*TASK REQUIREMENTS*
Retype the records below exactly as they appear.

----------------------------------------

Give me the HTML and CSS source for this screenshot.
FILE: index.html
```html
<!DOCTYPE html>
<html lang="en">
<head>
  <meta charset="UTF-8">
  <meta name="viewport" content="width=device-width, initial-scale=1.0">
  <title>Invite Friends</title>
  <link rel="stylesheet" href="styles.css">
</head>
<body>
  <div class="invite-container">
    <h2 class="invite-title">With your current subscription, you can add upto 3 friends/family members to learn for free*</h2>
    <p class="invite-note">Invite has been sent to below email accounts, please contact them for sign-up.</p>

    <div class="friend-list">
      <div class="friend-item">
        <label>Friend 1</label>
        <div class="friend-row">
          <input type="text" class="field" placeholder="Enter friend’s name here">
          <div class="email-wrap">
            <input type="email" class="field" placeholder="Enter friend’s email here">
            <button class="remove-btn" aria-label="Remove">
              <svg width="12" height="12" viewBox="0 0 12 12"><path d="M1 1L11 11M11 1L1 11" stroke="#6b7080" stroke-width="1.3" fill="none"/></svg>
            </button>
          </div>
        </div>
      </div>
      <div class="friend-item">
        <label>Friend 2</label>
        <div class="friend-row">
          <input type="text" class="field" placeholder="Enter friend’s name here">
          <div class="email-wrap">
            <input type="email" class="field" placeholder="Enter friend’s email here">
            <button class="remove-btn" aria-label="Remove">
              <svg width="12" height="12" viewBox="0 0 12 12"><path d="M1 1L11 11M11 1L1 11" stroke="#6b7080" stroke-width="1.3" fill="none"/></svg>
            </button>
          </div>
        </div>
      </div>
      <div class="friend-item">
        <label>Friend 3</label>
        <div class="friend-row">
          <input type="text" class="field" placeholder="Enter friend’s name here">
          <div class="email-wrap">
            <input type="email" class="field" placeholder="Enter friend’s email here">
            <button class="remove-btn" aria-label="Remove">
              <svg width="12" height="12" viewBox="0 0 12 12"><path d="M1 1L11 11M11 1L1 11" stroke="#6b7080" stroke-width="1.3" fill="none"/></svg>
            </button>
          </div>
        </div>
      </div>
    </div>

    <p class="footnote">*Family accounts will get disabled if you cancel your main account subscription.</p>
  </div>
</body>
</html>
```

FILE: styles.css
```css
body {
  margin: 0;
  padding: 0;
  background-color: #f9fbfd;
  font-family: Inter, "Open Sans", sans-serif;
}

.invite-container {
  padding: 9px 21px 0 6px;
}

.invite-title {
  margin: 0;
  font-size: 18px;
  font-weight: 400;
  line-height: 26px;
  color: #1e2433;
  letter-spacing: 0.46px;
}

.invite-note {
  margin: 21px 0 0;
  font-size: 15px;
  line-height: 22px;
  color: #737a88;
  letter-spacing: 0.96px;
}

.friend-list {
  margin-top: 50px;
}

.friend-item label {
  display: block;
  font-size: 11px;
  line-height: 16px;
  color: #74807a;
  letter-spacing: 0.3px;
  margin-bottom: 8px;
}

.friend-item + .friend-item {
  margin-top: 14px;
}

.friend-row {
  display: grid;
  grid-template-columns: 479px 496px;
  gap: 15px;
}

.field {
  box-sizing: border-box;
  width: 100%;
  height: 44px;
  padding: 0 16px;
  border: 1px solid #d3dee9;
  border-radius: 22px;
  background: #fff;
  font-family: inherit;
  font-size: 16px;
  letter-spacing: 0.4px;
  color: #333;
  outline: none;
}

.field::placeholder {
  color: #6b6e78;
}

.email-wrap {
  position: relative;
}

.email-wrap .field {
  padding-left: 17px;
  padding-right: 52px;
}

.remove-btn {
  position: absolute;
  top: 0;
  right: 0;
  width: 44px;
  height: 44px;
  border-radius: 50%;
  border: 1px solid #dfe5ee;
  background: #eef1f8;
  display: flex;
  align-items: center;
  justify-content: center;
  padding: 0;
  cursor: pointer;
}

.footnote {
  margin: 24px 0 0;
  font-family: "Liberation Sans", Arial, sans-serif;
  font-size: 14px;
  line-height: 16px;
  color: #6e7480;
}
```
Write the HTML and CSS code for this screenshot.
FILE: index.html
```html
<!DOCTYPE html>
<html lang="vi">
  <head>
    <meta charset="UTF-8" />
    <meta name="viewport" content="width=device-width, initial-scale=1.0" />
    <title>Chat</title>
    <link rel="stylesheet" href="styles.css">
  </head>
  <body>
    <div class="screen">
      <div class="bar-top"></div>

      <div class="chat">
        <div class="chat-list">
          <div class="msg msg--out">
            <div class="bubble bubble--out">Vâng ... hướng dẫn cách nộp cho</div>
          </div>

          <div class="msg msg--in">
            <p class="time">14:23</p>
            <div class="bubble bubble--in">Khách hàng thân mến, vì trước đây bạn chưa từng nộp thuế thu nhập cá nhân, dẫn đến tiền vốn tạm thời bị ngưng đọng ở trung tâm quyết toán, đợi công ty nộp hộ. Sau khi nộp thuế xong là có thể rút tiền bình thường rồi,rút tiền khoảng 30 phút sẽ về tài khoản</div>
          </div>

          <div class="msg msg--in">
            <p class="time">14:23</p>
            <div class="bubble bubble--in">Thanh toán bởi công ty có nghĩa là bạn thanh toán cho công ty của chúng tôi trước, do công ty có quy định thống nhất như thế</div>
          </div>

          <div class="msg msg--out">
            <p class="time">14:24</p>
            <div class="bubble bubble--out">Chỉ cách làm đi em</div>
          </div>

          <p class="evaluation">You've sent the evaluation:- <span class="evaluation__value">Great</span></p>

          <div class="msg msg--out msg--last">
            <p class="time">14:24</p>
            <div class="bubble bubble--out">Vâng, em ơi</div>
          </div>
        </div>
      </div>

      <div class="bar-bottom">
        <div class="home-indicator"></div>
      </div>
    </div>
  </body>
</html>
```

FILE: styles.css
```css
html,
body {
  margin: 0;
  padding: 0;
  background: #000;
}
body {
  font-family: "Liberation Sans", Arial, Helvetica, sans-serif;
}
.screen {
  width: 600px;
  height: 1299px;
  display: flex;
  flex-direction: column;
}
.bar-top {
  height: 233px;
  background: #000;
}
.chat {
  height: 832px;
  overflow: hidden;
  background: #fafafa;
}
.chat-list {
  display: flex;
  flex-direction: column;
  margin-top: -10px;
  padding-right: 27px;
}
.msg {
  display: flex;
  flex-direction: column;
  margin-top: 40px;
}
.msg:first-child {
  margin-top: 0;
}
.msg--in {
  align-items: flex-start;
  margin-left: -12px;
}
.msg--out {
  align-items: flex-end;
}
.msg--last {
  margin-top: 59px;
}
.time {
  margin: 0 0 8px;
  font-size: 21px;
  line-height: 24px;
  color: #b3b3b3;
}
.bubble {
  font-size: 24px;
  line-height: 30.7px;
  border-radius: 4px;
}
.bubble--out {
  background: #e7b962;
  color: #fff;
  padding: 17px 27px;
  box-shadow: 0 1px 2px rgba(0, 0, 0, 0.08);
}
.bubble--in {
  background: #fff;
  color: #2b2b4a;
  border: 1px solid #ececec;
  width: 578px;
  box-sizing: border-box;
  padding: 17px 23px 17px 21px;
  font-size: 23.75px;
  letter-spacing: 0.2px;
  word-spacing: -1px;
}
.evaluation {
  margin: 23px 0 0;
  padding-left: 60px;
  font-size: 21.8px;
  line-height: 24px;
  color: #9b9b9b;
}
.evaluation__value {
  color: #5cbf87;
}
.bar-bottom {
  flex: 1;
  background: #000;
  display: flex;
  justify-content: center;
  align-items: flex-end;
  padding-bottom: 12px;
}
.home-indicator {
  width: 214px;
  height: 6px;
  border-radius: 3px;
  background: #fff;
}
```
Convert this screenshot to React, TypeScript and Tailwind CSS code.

----------------------------------------

*SOLVED PROBLEM*
Give me the HTML and CSS source for this screenshot.
FILE: index.html
```html
<!DOCTYPE html>
<html lang="en">
<head>
  <meta charset="UTF-8">
  <meta name="viewport" content="width=device-width, initial-scale=1.0">
  <title>Invite Friends</title>
  <link rel="stylesheet" href="styles.css">
</head>
<body>
  <div class="invite-container">
    <h2 class="invite-title">With your current subscription, you can add upto 3 friends/family members to learn for free*</h2>
    <p class="invite-note">Invite has been sent to below email accounts, please contact them for sign-up.</p>

    <div class="friend-list">
      <div class="friend-item">
        <label>Friend 1</label>
        <div class="friend-row">
          <input type="text" class="field" placeholder="Enter friend’s name here">
          <div class="email-wrap">
            <input type="email" class="field" placeholder="Enter friend’s email here">
            <button class="remove-btn" aria-label="Remove">
              <svg width="12" height="12" viewBox="0 0 12 12"><path d="M1 1L11 11M11 1L1 11" stroke="#6b7080" stroke-width="1.3" fill="none"/></svg>
            </button>
          </div>
        </div>
      </div>
      <div class="friend-item">
        <label>Friend 2</label>
        <div class="friend-row">
          <input type="text" class="field" placeholder="Enter friend’s name here">
          <div class="email-wrap">
            <input type="email" class="field" placeholder="Enter friend’s email here">
            <button class="remove-btn" aria-label="Remove">
              <svg width="12" height="12" viewBox="0 0 12 12"><path d="M1 1L11 11M11 1L1 11" stroke="#6b7080" stroke-width="1.3" fill="none"/></svg>
            </button>
          </div>
        </div>
      </div>
      <div class="friend-item">
        <label>Friend 3</label>
        <div class="friend-row">
          <input type="text" class="field" placeholder="Enter friend’s name here">
          <div class="email-wrap">
            <input type="email" class="field" placeholder="Enter friend’s email here">
            <button class="remove-btn" aria-label="Remove">
              <svg width="12" height="12" viewBox="0 0 12 12"><path d="M1 1L11 11M11 1L1 11" stroke="#6b7080" stroke-width="1.3" fill="none"/></svg>
            </button>
          </div>
        </div>
      </div>
    </div>

    <p class="footnote">*Family accounts will get disabled if you cancel your main account subscription.</p>
  </div>
</body>
</html>
```

FILE: styles.css
```css
body {
  margin: 0;
  padding: 0;
  background-color: #f9fbfd;
  font-family: Inter, "Open Sans", sans-serif;
}

.invite-container {
  padding: 9px 21px 0 6px;
}

.invite-title {
  margin: 0;
  font-size: 18px;
  font-weight: 400;
  line-height: 26px;
  color: #1e2433;
  letter-spacing: 0.46px;
}

.invite-note {
  margin: 21px 0 0;
  font-size: 15px;
  line-height: 22px;
  color: #737a88;
  letter-spacing: 0.96px;
}

.friend-list {
  margin-top: 50px;
}

.friend-item label {
  display: block;
  font-size: 11px;
  line-height: 16px;
  color: #74807a;
  letter-spacing: 0.3px;
  margin-bottom: 8px;
}

.friend-item + .friend-item {
  margin-top: 14px;
}

.friend-row {
  display: grid;
  grid-template-columns: 479px 496px;
  gap: 15px;
}

.field {
  box-sizing: border-box;
  width: 100%;
  height: 44px;
  padding: 0 16px;
  border: 1px solid #d3dee9;
  border-radius: 22px;
  background: #fff;
  font-family: inherit;
  font-size: 16px;
  letter-spacing: 0.4px;
  color: #333;
  outline: none;
}

.field::placeholder {
  color: #6b6e78;
}

.email-wrap {
  position: relative;
}

.email-wrap .field {
  padding-left: 17px;
  padding-right: 52px;
}

.remove-btn {
  position: absolute;
  top: 0;
  right: 0;
  width: 44px;
  height: 44px;
  border-radius: 50%;
  border: 1px solid #dfe5ee;
  background: #eef1f8;
  display: flex;
  align-items: center;
  justify-content: center;
  padding: 0;
  cursor: pointer;
}

.footnote {
  margin: 24px 0 0;
  font-family: "Liberation Sans", Arial, sans-serif;
  font-size: 14px;
  line-height: 16px;
  color: #6e7480;
}
```
Write the HTML and CSS code for this screenshot.
FILE: index.html
```html
<!DOCTYPE html>
<html lang="vi">
  <head>
    <meta charset="UTF-8" />
    <meta name="viewport" content="width=device-width, initial-scale=1.0" />
    <title>Chat</title>
    <link rel="stylesheet" href="styles.css">
  </head>
  <body>
    <div class="screen">
      <div class="bar-top"></div>

      <div class="chat">
        <div class="chat-list">
          <div class="msg msg--out">
            <div class="bubble bubble--out">Vâng ... hướng dẫn cách nộp cho</div>
          </div>

          <div class="msg msg--in">
            <p class="time">14:23</p>
            <div class="bubble bubble--in">Khách hàng thân mến, vì trước đây bạn chưa từng nộp thuế thu nhập cá nhân, dẫn đến tiền vốn tạm thời bị ngưng đọng ở trung tâm quyết toán, đợi công ty nộp hộ. Sau khi nộp thuế xong là có thể rút tiền bình thường rồi,rút tiền khoảng 30 phút sẽ về tài khoản</div>
          </div>

          <div class="msg msg--in">
            <p class="time">14:23</p>
            <div class="bubble bubble--in">Thanh toán bởi công ty có nghĩa là bạn thanh toán cho công ty của chúng tôi trước, do công ty có quy định thống nhất như thế</div>
          </div>

          <div class="msg msg--out">
            <p class="time">14:24</p>
            <div class="bubble bubble--out">Chỉ cách làm đi em</div>
          </div>

          <p class="evaluation">You've sent the evaluation:- <span class="evaluation__value">Great</span></p>

          <div class="msg msg--out msg--last">
            <p class="time">14:24</p>
            <div class="bubble bubble--out">Vâng, em ơi</div>
          </div>
        </div>
      </div>

      <div class="bar-bottom">
        <div class="home-indicator"></div>
      </div>
    </div>
  </body>
</html>
```

FILE: styles.css
```css
html,
body {
  margin: 0;
  padding: 0;
  background: #000;
}
body {
  font-family: "Liberation Sans", Arial, Helvetica, sans-serif;
}
.screen {
  width: 600px;
  height: 1299px;
  display: flex;
  flex-direction: column;
}
.bar-top {
  height: 233px;
  background: #000;
}
.chat {
  height: 832px;
  overflow: hidden;
  background: #fafafa;
}
.chat-list {
  display: flex;
  flex-direction: column;
  margin-top: -10px;
  padding-right: 27px;
}
.msg {
  display: flex;
  flex-direction: column;
  margin-top: 40px;
}
.msg:first-child {
  margin-top: 0;
}
.msg--in {
  align-items: flex-start;
  margin-left: -12px;
}
.msg--out {
  align-items: flex-end;
}
.msg--last {
  margin-top: 59px;
}
.time {
  margin: 0 0 8px;
  font-size: 21px;
  line-height: 24px;
  color: #b3b3b3;
}
.bubble {
  font-size: 24px;
  line-height: 30.7px;
  border-radius: 4px;
}
.bubble--out {
  background: #e7b962;
  color: #fff;
  padding: 17px 27px;
  box-shadow: 0 1px 2px rgba(0, 0, 0, 0.08);
}
.bubble--in {
  background: #fff;
  color: #2b2b4a;
  border: 1px solid #ececec;
  width: 578px;
  box-sizing: border-box;
  padding: 17px 23px 17px 21px;
  font-size: 23.75px;
  letter-spacing: 0.2px;
  word-spacing: -1px;
}
.evaluation {
  margin: 23px 0 0;
  padding-left: 60px;
  font-size: 21.8px;
  line-height: 24px;
  color: #9b9b9b;
}
.evaluation__value {
  color: #5cbf87;
}
.bar-bottom {
  flex: 1;
  background: #000;
  display: flex;
  justify-content: center;
  align-items: flex-end;
  padding-bottom: 12px;
}
.home-indicator {
  width: 214px;
  height: 6px;
  border-radius: 3px;
  background: #fff;
}
```
Convert this screenshot to React, TypeScript and Tailwind CSS code.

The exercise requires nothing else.